В необязательном этом разговоре Воротынцева с Ковыневым можно видеть и как поползло, поехало в обществе понятие порядочности, какие разные порядочности оказались у писателя-казака и полковника. Всего два года назад он, не задумываясь, командовал людьми и им в лицо свою порядочность выставлял, а сейчас, бросив свой полк (законный отпуск, конечно, но…), ехал в Петербург с неясным намерением соучаствовать чуть ли не в государственном перевороте.
Да отклоненный от этого намерения бурным романом, всю неделю и провел в будуаре прекрасной Ольды Андозерской, отчасти утешенный за страдания родины.
Оказалось не чуждо и ему «повальное устройство личных благ», хотя еще и не коррупция…

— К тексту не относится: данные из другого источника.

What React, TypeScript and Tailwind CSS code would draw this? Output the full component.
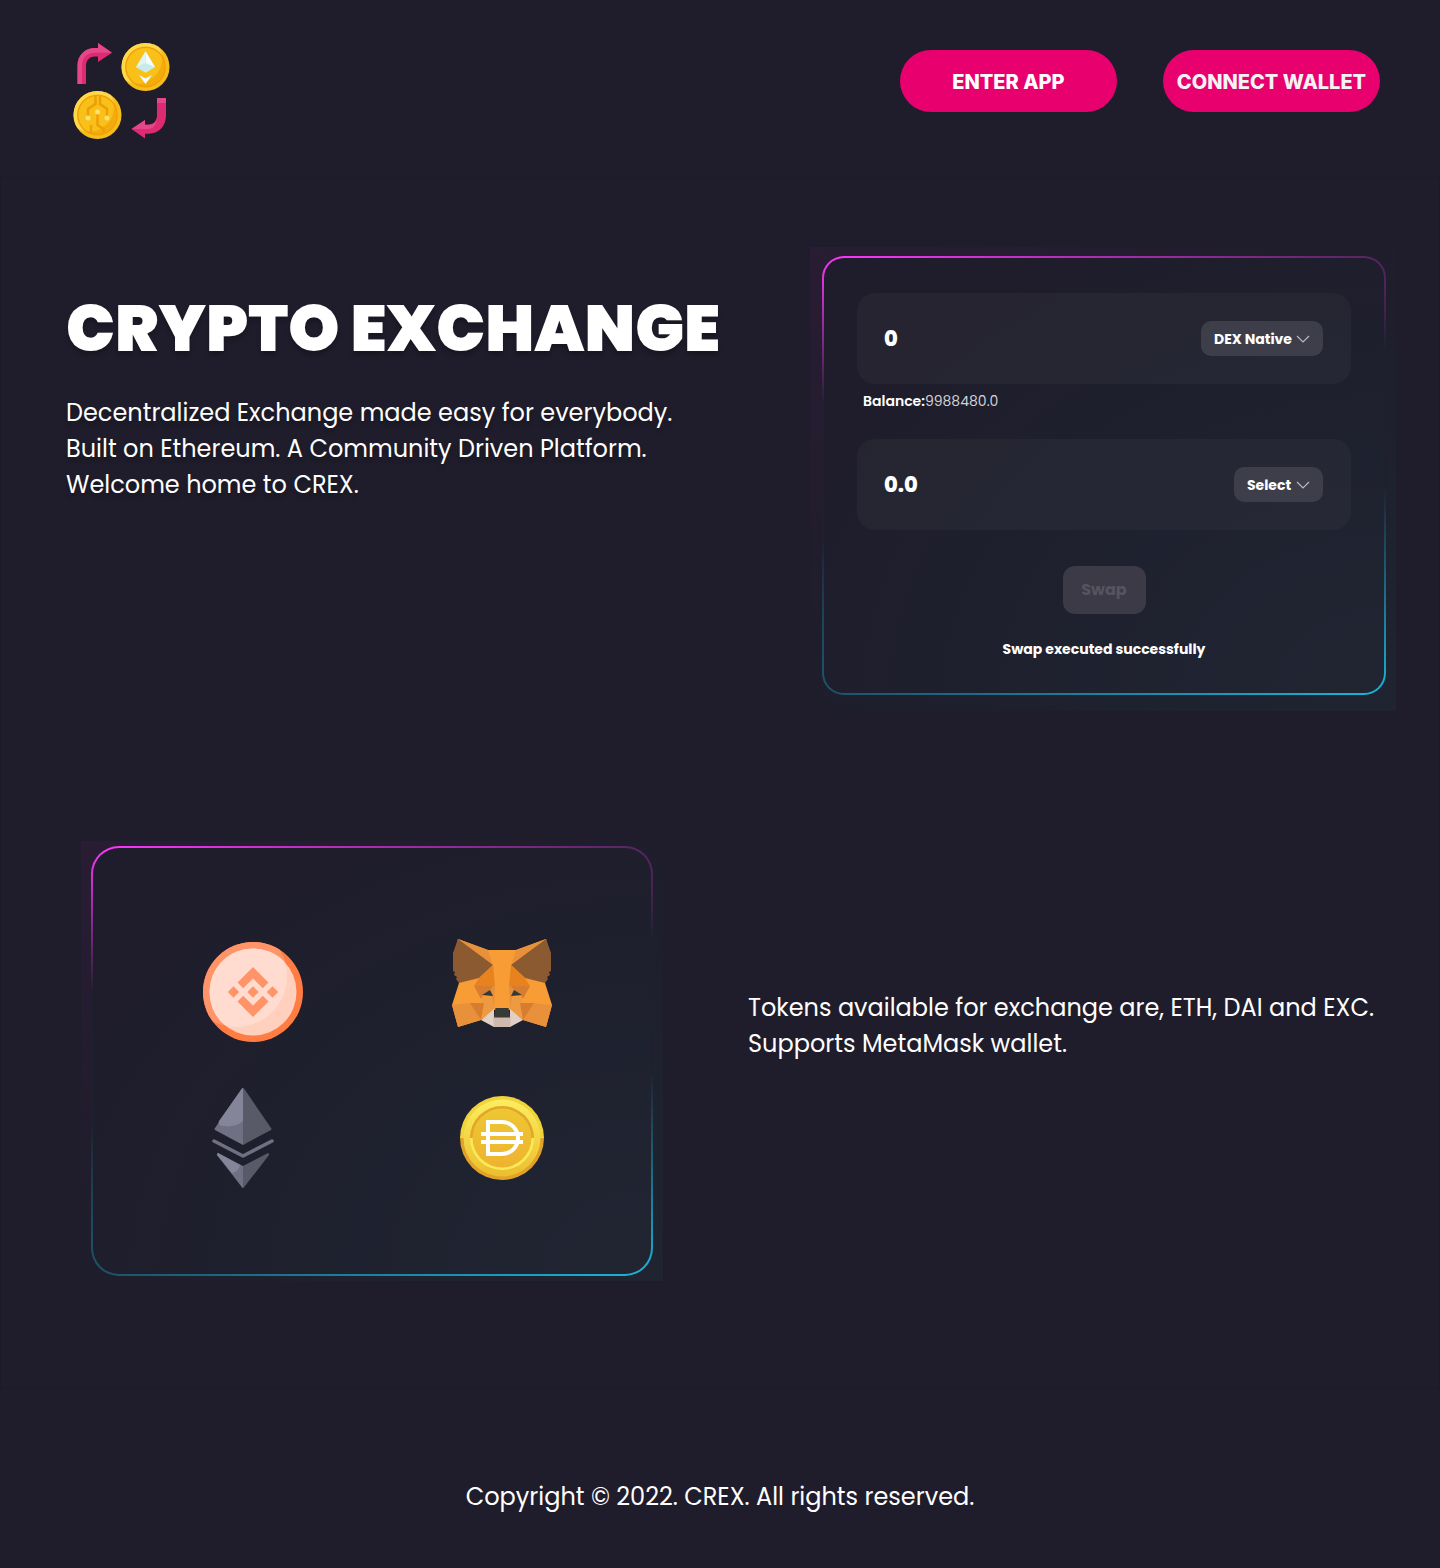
import React, { useState } from "react";

const body = "font-['Poppins','Open_Sans',sans-serif]";

function Coin({ id, cx, cy }: { id: string; cx: number; cy: number }) {
  return (
    <g>
      <defs>
        <clipPath id={id}>
          <circle cx={cx} cy={cy} r="24" />
        </clipPath>
        <clipPath id={`${id}Face`}>
          <circle cx={cx} cy={cy} r="19" />
        </clipPath>
      </defs>
      <circle cx={cx} cy={cy} r="24" fill="#f7bd1c" />
      <circle cx={cx - 8} cy={cy - 8} r="24.500" fill="#fdd84a" clipPath={`url(#${id})`} />
      <circle cx={cx} cy={cy} r="20.500" fill="#f0a208" />
      <circle cx={cx} cy={cy} r="19" fill="#f4ab0c" />
      <circle cx={cx - 8} cy={cy - 8} r="24.500" fill="#f8c019" clipPath={`url(#${id}Face)`} />
    </g>
  );
}

function Logo() {
  return (
    <svg width="98" height="98" viewBox="0 0 98 98" role="img" aria-label="CREX">
      <path d="M4.500 43V25c0-11 7.500-18 17.500-18h3V2l14 9.700L25 21v-5.400h-3c-6 0-9 4-9 9.400v18z" fill="#dd2a70" />
      <path d="M4.500 43V25c0-11 7.500-18 17.500-18h3V2l14 9.700H22C13.500 11.700 9 17 9 25v18z" fill="#e6468a" />
      <path d="M93 57v17.500c0 11-7.500 18.200-17.500 18.200H72v4.800L58.500 88 72 79v4.800h3.500c5.500 0 8.500-4 8.500-9.300V57z" fill="#dd2a70" />
      <path d="M84 57h9v5h-9zM58.500 88L72 79v4.800h3.500c5.500 0 8.500-4 8.500-9.300 0 9-3 13.500-9 13.500z" fill="#e6468a" />
      <Coin id="ethCoin" cx={72.5} cy={26} />
      <path d="M72.500 10L63 26l9.500 5.500z" fill="#dff5f4" />
      <path d="M72.500 10L82 26l-9.500 5.500z" fill="#f4ffff" />
      <path d="M63 26l9.500-4 9.500 4-9.500 5.500z" fill="#c6ebe9" />
      <path d="M66 34l6.500 3.500L79 34l-6.500 9z" fill="#effdfc" />
      <Coin id="techCoin" cx={24.5} cy={74} />
      <path
        d="M22.500 55v8l-7.500 5v7M27 55v8l7 5v7M24.500 73v11l6 4v4M18 92v-8"
        fill="none"
        stroke="#ec9f08"
        strokeWidth="2.500"
      />
      <circle cx="24.500" cy="71" r="2.500" fill="#fde070" />
      <circle cx="15" cy="77" r="2.500" fill="#fde070" />
      <circle cx="34" cy="77" r="2.500" fill="#fde070" />
    </svg>
  );
}

function Binance() {
  return (
    <svg width="100" height="100" viewBox="0 0 100 100" role="img" aria-label="BNB">
      <defs>
        <clipPath id="bnbOuter">
          <circle cx="50" cy="50" r="50" />
        </clipPath>
        <clipPath id="bnbInner">
          <circle cx="50" cy="50" r="43.500" />
        </clipPath>
      </defs>
      <circle cx="50" cy="50" r="50" fill="#ff7d42" />
      <circle cx="33" cy="34" r="51" fill="#ff9468" clipPath="url(#bnbOuter)" />
      <circle cx="50" cy="50" r="43.500" fill="#ffd0be" />
      <circle cx="33" cy="34" r="51" fill="#ffdccf" clipPath="url(#bnbInner)" />
      <g fill="#ff9468">
        <path d="M50 25l15.500 15.500-5.700 5.700L50 36.500l-9.800 9.700-5.700-5.700zM50 75l15.500-15.500-5.700-5.700L50 63.500l-9.800-9.700-5.700 5.700z" />
        <path d="M50 44.300l5.700 5.700-5.700 5.700-5.700-5.700zM30.500 44.300l5.700 5.700-5.700 5.700-5.700-5.700zM69.500 44.300l5.700 5.700-5.700 5.700-5.700-5.700z" />
      </g>
    </svg>
  );
}

function FoxHalf() {
  return (
    <>
      <path d="M6 1L36 12h14v60H42L29 82 6 89 0 67 7 45 2 16z" fill="#f89d35" />
      <path d="M6 1l30 11 5 16z" fill="#e8913a" />
      <path d="M6 1l35 26-14 13L7 45l-3-4 1-2-3-2 1-3-2-1L1 15z" fill="#8c5a30" />
      <path d="M41 27l2 21H22l5-8z" fill="#e8821e" />
      <path d="M22 48h21l-1 23-3-13-8-1z" fill="#e58f3c" />
      <path d="M22 48h19l-3 4-7 5-2 4z" fill="#d87c30" />
      <path d="M30 59h10l2 12-11 9z" fill="#ee9a42" />
      <path d="M0 67l19-2 10 17-23 7z" fill="#e8913a" />
      <path d="M18 65h14l-3 17z" fill="#d87c30" />
      <path d="M30 57l8-5 3 6z" fill="#333a37" />
      <path d="M29 82l13-11v18z" fill="#e2cfc5" />
    </>
  );
}

function Fox() {
  return (
    <svg width="100" height="90" viewBox="0 0 100 90" role="img" aria-label="MetaMask">
      <path d="M36 12h28l-7 60H43z" fill="#f89d35" />
      <FoxHalf />
      <g transform="matrix(-1 0 0 1 100 0)">
        <FoxHalf />
      </g>
      <path d="M48 12h4v60h-4z" fill="#f89d35" />
      <path d="M41.500 78h17v11h-17z" fill="#cfb9ae" />
      <path d="M43.500 70h13l1.500 9.500H42z" fill="#393a35" />
    </svg>
  );
}

function Ethereum() {
  return (
    <svg width="62" height="100" viewBox="0 0 62 100" role="img" aria-label="ETH">
      <path d="M30 .5q1-1 1 0v56.500L3 42q-1-1 0-2z" fill="#707082" />
      <path d="M30 .5q1-1 1 0V33C26 38 15 40 8 37q-2-1-1-4z" fill="#85859a" />
      <path d="M32 .5q-1-1-1 0v56.500L59 42q1-1 0-2z" fill="#595a67" />
      <path d="M2 53l29 15 29-15" fill="none" stroke="#707082" strokeWidth="3.500" strokeLinecap="round" strokeLinejoin="round" />
      <path d="M6 65l25 13v22q-1 0-2-2L5 67q0-2 1-2z" fill="#707082" />
      <path d="M6 65l22 12c-1 4-4 8-8 8L5 67q0-2 1-2z" fill="#85859a" />
      <path d="M56 65L31 78v22q1 0 2-2l24-31q0-2-1-2z" fill="#595a67" />
    </svg>
  );
}

function Dai() {
  return (
    <svg width="84" height="84" viewBox="0 0 84 84" role="img" aria-label="DAI">
      <defs>
        <linearGradient id="daiRing" x1="0" y1="0" x2="0" y2="1">
          <stop offset="0" stopColor="#fbee5e" />
          <stop offset="1" stopColor="#ecbe2e" />
        </linearGradient>
        <linearGradient id="daiFace" x1="0" y1="0" x2="0" y2="1">
          <stop offset="0" stopColor="#edc733" />
          <stop offset="1" stopColor="#efb32f" />
        </linearGradient>
      </defs>
      <path d="M0 42a42 42 0 0 1 84 0z" fill="#f1d33c" />
      <path d="M0 42a42 42 0 0 0 84 0z" fill="#e2a128" />
      <circle cx="42" cy="42" r="38.500" fill="url(#daiRing)" />
      <path d="M10 42a32 32 0 0 1 64 0z" fill="#e2a62a" />
      <path d="M10 42a32 32 0 0 0 64 0z" fill="#fbea58" />
      <circle cx="42" cy="42" r="29.500" fill="url(#daiFace)" />
      <path d="M28 26h14a16 16 0 0 1 0 32H28zM21 38h42M21 46h42" fill="none" stroke="#fff" strokeWidth="4" />
    </svg>
  );
}

function TokenSelect({ label, options, className }: { label: string; options: string[]; className: string }) {
  return (
    <div className="relative">
      <select
        aria-label={label}
        className={`block h-[35px] appearance-none rounded-[10px] bg-[#3e3e4a] pl-[13px] text-sm font-bold text-white ${className}`}
      >
        {options.map((o) => (
          <option key={o}>{o}</option>
        ))}
      </select>
      <svg className="pointer-events-none absolute top-[14px] right-[13px]" width="14" height="8" viewBox="0 0 14 8" fill="none" stroke="#b9b9c0" strokeWidth="1.200">
        <path d="M1 1l6 6 6-6" />
      </svg>
    </div>
  );
}

function AmountRow({ label, initial, children }: { label: string; initial: string; children: React.ReactNode }) {
  const [value, setValue] = useState(initial);
  return (
    <div className="flex h-[91px] items-center justify-between rounded-[18px] bg-white/3 pr-7 pl-[27px]">
      <input
        aria-label={label}
        value={value}
        onChange={(e) => setValue(e.target.value)}
        className="w-40 bg-transparent text-[21px] font-extrabold text-white outline-none"
      />
      {children}
    </div>
  );
}

const halo =
  "bg-[radial-gradient(ellipse_at_100%_100%,#202431_0%,#1e212e_35%,#1f1d2b00_75%),radial-gradient(ellipse_at_0%_0%,#291c34_0%,#1f1d2b_60%)]";
const card =
  "border-2 border-transparent [background:radial-gradient(ellipse_at_100%_100%,#212532_0%,#1e202e_50%,#1f1d2b_80%)_padding-box,radial-gradient(130%_34%_at_0%_0%,#ff37ff_0%,#ff37ff00_100%)_border-box,radial-gradient(150%_48%_at_100%_100%,#1ab5dc_0%,#1ab5dc00_100%)_border-box,linear-gradient(#1f1f2d,#1f1f2d)_border-box]";

export default function App() {
  return (
    <div className={`min-h-screen bg-[#1f1d2b] text-white ${body}`}>
      <header className="flex h-[177px] items-start justify-between pt-[41px] pr-[60px] pl-[73px]">
        <a href="#">
          <Logo />
        </a>
        <nav className="flex gap-[46px] pt-[9px] font-['Inter',sans-serif] text-xl font-extrabold">
          <button className="h-[62px] w-[217px] rounded-[31px] bg-[#e8006f] pt-[2px]">ENTER APP</button>
          <button className="h-[62px] w-[217px] rounded-[31px] bg-[#e8006f] pt-[2px] whitespace-nowrap text-[#f3f3f3]">CONNECT WALLET</button>
        </nav>
      </header>

      <main className="border border-[#1c1a27] pb-[107px]">
        <section className="flex items-start justify-between pt-[69px] pr-[43px] pl-[65px]">
          <div className="pt-8 text-shadow-[0_4px_4px_rgb(0_0_0/0.25)]">
            <h1 className="pt-px text-[65px] leading-[98px] font-black whitespace-nowrap">CRYPTO EXCHANGE</h1>
            <p className="mt-[17px] text-2xl leading-9">
              Decentralized Exchange made easy for everybody.
              <br />
              Built on Ethereum. A Community Driven Platform.
              <br />
              Welcome home to CREX.
            </p>
          </div>
          <div className={`w-[586px] pt-[9px] pr-[10px] pb-4 pl-3 ${halo}`}>
            <form className={`rounded-[22px] px-[33px] pt-[35px] pb-[33px] ${card}`} onSubmit={(e) => e.preventDefault()}>
              <AmountRow label="Amount to swap" initial="0">
                <TokenSelect label="Token to swap" options={["DEX Native", "ETH", "DAI"]} className="w-[122px]" />
              </AmountRow>
              <p className="mt-1 ml-[6px] h-[51px] text-sm leading-[26px] text-[#d2d2d5]">
                <b className="font-semibold text-white">Balance:</b>9988480.0
              </p>
              <AmountRow label="Amount received" initial="0.0">
                <TokenSelect label="Token received" options={["Select", "ETH", "DAI"]} className="w-[89px]" />
              </AmountRow>
              <div className="flex flex-col items-center pt-9">
                <button disabled className="h-12 w-[83px] rounded-xl bg-[#3b3a46] text-base font-bold text-[#55545f]">
                  Swap
                </button>
                <p className="mt-6 text-sm leading-[22px] font-bold">Swap executed successfully</p>
              </div>
            </form>
          </div>
        </section>

        <section className="flex items-start justify-between pt-[130px] pr-[65px] pl-20">
          <div className={`w-[582px] px-[10px] pt-[5px] pb-[5px] ${halo}`}>
            <div className={`grid h-[430px] grid-cols-2 content-start rounded-[28px] pt-[88px] pr-[25px] pl-[35px] ${card}`}>
              <div className="flex h-[150px] items-start justify-center pt-[6px]">
                <Binance />
              </div>
              <div className="flex h-[150px] items-start justify-center pt-[2px]">
                <Fox />
              </div>
              <div className="flex justify-center pt-[2px] pr-5">
                <Ethereum />
              </div>
              <div className="flex justify-center pt-[10px]">
                <Dai />
              </div>
            </div>
          </div>
          <p className="pt-[149px] text-2xl leading-9">
            Tokens available for exchange are, ETH, DAI and EXC.
            <br />
            Supports MetaMask wallet.
          </p>
        </section>
      </main>

      <footer className="pt-[90px] pb-[52px] text-center text-2xl leading-9">Copyright © 2022. CREX. All rights reserved.</footer>
    </div>
  );
}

«За Бога, Царя и Отечество!» Империя как объединяющая идея
Конечно, для русского патриота и православного человека призыв к порядочности во время войны с Германией много значил. И, разумеется, порядочность, надежность соседа на войне куда важнее, чем партийные и идеологические разногласия. Но вот сам Воротынцев обдумывает, как объяснить солдатам необходимость смертельного риска. Чем задеть их сердца перед боем. Что назвать им как главную, общую ценность, ради которой, быть может, предстоит и умереть:
«…Уж конечно не «честь» — непонятная, барская. Уж конечно не «союзные обязательства», их не выговоришь. (И сам Воротынцев не слишком к ним расположен.) А призвать на смертную жертву именем батюшки-царя? — это они понимают, на это одно откликнутся. Вообще за Царя — непоименованного, безликого, вечного. Но этого царя, сегодняшнего, Воротынцев стыдился — и фальшиво было бы им заклинать.
Тогда — Богом? Имя Бога — еще бы не тронуло их! Но самому Воротынцеву и кощунственно и фальшиво невыносимо было бы произнести сейчас заклинанием Божье имя — как будто Вседержителю очень было важно отстоять немецкий город Найденбург от немцев же. Да и каждому из солдат доступно догадаться, что не избирательно Бог за нас против немцев, зачем же их такими дураками ожидать?